Here are some select interviews:


Taliban security officers pulled Shahnaz, a 22-year-old trans woman, out of a car at a highway checkpoint between two major cities. They interrogated her about her hair and traces of nail polish she had been unable to wipe off before her trip. They proceeded to cut her nails and shave her head. They did so without water or lubrication, which one of her captors said would “teach him to live like a man with a proper masculine hair style.” They left her head patchy and bleeding, she said, and then “some of them beat me for their fun.” Then, she said, they told her, “if you are not gay, prove it and call someone to collect you.” Fortunately, she knew someone in the area who agreed to escort her away from the Taliban soldiers.


Pari, a 48-year-old gay man, was an outreach worker for an organization that provided HIV services in a major city when the Taliban retook control of Afghanistan.
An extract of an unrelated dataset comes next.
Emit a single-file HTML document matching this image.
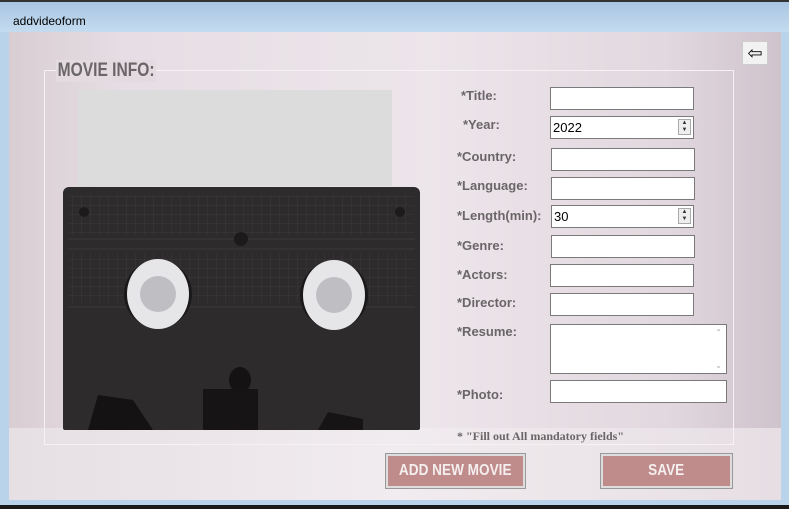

Just a few weeks into the new regime, Pari said, a group of Taliban fighters visited the organization’s offices and beat the security guards. The organization immediately halted all operations out of security concerns, leaving Pari without a job. 


Fatima, a 26-year-old lesbian, has an uncle who is a prominent religious leader allied with the Taliban. Her uncle and eight Taliban soldiers came to her family’s house in August 2021, shortly after the Taliban returned to power in Afghanistan. Fatima successfully hid behind bags of wheat as the men searched the house, and the men beat her father and broke his arm when they couldn’t find her. She was also forced out of her job in a local university and replaced by a man who is a Taliban loyalist.


Farzad, a 21-year-old trans woman, was on her way to a date on 23 July 2022 when two men dressed like Talibs, who used walkie-talkies and drove black Ford Ranger style cars generally used by Taliban members, stopped her on the street. They demanded she go with them. When she refused, they grabbed her and said, “What, do you think we don’t recognize you? Now is the time we rip your roots from the earth.”


Nasira, a 25-year-old trans man, had fled his family in the provinces and was living in a group house for students in a major city when the Taliban retook power. On 19 August 2022, Nasira’s uncle showed up at his house with some of his other relatives and tried to drag him out. Nasira said his uncle broke down the door of the kitchen where he was hiding and began to beat him.


Khandan, an 18-year-old trans woman, and another friend agreed to dance at a party in February 2022 in exchange for 1,000 Afghani, an amount equal to about US$12. “When we went to the party we realized it was a trap,” Khandan said.

“We tried to run but we couldn’t – [the persons hosting the alleged party] took us to the Taliban.” Their captors took Khandan and her friend’s cellphones and bound their hands, insulting them and beating them with a whip.